**INFORMATION PROVIDED:**
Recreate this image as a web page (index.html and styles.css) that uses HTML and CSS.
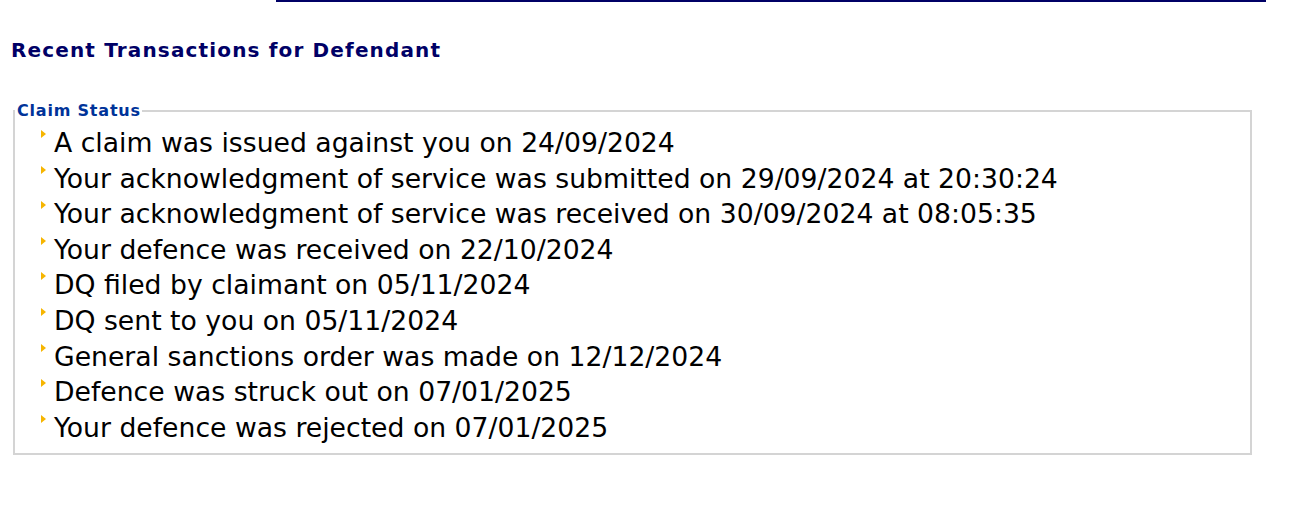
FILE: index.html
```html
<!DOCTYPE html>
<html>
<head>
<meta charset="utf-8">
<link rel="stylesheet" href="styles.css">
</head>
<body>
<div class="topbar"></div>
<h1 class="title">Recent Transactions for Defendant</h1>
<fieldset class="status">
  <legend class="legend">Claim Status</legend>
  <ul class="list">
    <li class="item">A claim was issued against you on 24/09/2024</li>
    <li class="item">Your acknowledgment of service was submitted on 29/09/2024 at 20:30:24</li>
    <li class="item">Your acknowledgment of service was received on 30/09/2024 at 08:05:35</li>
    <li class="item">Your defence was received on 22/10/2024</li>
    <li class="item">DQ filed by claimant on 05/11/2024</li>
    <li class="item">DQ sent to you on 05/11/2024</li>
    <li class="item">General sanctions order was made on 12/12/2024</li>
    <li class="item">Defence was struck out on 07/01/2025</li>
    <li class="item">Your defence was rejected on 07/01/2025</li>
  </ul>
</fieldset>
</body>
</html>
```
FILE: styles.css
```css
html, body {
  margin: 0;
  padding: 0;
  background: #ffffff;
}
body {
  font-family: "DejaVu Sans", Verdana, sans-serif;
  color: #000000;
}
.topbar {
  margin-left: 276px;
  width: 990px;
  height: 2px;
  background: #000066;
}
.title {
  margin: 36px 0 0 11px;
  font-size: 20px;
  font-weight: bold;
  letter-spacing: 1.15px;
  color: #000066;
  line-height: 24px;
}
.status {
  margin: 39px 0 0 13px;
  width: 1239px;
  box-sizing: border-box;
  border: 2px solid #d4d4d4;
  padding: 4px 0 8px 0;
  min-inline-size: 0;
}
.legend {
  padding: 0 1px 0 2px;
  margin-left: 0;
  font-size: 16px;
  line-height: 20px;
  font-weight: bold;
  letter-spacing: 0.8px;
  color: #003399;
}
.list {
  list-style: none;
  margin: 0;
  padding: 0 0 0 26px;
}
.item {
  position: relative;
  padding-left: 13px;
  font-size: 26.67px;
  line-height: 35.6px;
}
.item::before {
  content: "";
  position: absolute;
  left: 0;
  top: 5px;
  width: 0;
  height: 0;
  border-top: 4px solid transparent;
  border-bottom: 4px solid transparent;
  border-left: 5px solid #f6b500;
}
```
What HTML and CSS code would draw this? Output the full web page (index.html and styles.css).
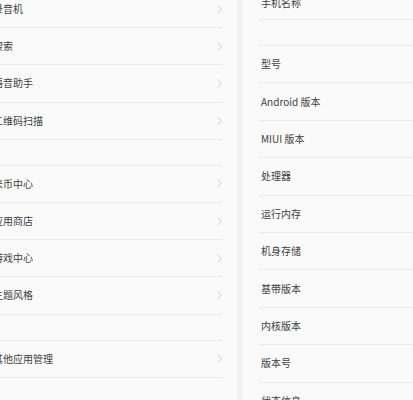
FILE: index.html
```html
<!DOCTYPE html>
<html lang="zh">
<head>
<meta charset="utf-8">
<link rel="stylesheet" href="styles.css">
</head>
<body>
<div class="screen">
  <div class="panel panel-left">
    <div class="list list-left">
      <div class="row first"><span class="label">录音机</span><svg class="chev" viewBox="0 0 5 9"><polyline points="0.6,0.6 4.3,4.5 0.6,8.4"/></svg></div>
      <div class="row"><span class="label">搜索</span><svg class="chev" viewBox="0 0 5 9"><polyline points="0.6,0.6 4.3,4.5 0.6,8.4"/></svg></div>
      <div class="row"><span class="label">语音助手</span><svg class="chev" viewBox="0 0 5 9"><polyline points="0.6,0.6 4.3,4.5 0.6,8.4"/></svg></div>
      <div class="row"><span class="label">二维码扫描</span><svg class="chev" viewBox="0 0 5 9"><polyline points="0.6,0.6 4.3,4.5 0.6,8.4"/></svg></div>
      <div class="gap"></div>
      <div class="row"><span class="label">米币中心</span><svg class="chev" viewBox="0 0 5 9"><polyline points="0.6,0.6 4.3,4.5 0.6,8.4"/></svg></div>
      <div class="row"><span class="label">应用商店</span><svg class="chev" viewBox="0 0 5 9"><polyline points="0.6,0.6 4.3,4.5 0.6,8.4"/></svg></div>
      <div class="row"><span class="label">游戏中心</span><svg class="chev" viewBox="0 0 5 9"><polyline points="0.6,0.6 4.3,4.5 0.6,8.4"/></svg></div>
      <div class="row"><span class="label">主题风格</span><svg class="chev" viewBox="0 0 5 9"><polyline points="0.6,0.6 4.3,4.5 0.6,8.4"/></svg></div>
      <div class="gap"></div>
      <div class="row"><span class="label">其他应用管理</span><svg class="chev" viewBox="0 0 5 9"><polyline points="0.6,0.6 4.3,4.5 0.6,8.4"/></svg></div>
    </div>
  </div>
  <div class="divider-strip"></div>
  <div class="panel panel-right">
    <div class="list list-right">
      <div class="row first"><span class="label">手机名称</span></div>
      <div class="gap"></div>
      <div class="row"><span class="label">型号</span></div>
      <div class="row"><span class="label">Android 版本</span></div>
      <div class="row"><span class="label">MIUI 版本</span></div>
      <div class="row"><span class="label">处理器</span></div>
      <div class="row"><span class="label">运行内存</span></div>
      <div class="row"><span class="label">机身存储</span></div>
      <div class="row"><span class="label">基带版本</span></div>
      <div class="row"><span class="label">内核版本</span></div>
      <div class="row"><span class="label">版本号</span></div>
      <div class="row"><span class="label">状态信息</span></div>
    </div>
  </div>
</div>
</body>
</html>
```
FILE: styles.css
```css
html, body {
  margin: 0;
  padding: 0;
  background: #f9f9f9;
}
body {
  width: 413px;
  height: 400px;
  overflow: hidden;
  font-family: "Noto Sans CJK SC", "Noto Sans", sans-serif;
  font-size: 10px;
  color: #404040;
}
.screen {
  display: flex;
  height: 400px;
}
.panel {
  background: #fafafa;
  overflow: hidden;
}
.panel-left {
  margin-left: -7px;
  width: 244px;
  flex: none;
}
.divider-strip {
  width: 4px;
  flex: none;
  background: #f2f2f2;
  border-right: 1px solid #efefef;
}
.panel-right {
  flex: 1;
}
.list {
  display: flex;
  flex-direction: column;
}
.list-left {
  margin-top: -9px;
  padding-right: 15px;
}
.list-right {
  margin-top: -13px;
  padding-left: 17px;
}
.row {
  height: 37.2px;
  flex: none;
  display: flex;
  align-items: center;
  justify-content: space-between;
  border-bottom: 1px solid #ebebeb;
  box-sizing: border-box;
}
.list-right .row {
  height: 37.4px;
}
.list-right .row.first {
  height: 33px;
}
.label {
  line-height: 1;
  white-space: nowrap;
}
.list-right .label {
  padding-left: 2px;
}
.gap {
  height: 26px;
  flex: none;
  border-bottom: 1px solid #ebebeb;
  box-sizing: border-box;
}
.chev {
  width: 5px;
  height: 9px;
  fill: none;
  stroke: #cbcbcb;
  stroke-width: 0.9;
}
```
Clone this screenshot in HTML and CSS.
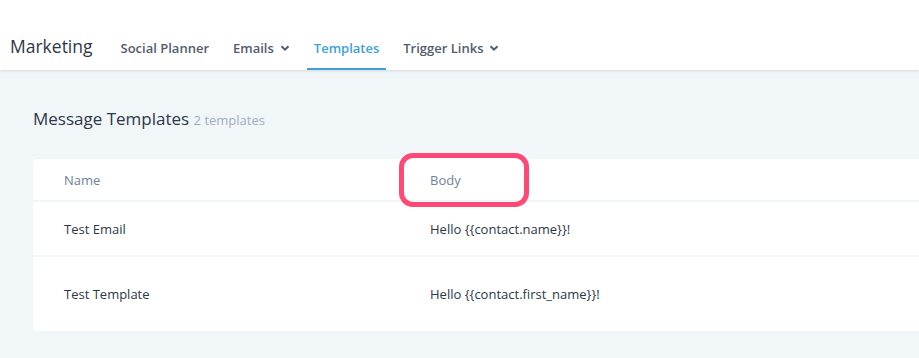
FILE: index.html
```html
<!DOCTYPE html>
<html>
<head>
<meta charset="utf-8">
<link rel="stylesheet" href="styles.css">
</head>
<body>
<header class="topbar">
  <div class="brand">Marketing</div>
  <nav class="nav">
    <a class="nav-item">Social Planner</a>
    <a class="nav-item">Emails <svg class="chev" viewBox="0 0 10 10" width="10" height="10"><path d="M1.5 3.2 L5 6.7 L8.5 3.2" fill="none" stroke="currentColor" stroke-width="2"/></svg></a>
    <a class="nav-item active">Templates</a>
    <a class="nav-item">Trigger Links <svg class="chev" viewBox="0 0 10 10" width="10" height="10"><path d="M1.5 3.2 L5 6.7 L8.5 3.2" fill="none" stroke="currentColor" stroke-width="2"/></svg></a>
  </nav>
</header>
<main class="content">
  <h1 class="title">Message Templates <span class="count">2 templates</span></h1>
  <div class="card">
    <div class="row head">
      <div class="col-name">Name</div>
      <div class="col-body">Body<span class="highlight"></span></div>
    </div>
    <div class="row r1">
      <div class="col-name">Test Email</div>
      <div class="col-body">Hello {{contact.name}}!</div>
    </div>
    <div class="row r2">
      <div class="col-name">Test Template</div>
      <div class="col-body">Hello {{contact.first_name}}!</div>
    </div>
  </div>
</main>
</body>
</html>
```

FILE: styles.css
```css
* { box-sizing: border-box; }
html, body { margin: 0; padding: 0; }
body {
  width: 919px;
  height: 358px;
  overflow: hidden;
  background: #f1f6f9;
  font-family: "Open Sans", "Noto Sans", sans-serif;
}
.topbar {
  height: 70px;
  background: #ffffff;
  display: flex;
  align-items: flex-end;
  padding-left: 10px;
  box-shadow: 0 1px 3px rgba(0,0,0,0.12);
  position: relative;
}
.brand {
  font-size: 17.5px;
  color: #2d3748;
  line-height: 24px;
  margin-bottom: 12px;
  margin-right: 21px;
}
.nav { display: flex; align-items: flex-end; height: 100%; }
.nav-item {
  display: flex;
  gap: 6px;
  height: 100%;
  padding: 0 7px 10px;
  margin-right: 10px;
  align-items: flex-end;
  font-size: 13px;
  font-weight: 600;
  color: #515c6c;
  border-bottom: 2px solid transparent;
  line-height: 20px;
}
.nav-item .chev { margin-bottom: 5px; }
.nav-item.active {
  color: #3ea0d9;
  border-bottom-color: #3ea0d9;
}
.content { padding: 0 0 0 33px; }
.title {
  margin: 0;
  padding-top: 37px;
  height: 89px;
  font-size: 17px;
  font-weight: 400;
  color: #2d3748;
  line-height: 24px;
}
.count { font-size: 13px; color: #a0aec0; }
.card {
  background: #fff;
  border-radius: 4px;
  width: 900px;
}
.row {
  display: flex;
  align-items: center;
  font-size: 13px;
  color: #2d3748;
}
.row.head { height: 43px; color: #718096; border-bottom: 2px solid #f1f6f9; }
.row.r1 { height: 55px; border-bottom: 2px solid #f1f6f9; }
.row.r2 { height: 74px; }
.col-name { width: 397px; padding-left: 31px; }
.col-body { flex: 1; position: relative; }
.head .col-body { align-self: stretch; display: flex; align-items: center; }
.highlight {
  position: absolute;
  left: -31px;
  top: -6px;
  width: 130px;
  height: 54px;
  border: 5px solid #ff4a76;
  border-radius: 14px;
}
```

**GIVEN REQUEST:**
Using the entries above, find all lines with "this". Copy them.

**FULL OUTPUT:**
Recreate this image as a web page (index.html and styles.css) that uses HTML and CSS.
What HTML and CSS code would draw this? Output the full web page (index.html and styles.css).
Clone this screenshot in HTML and CSS.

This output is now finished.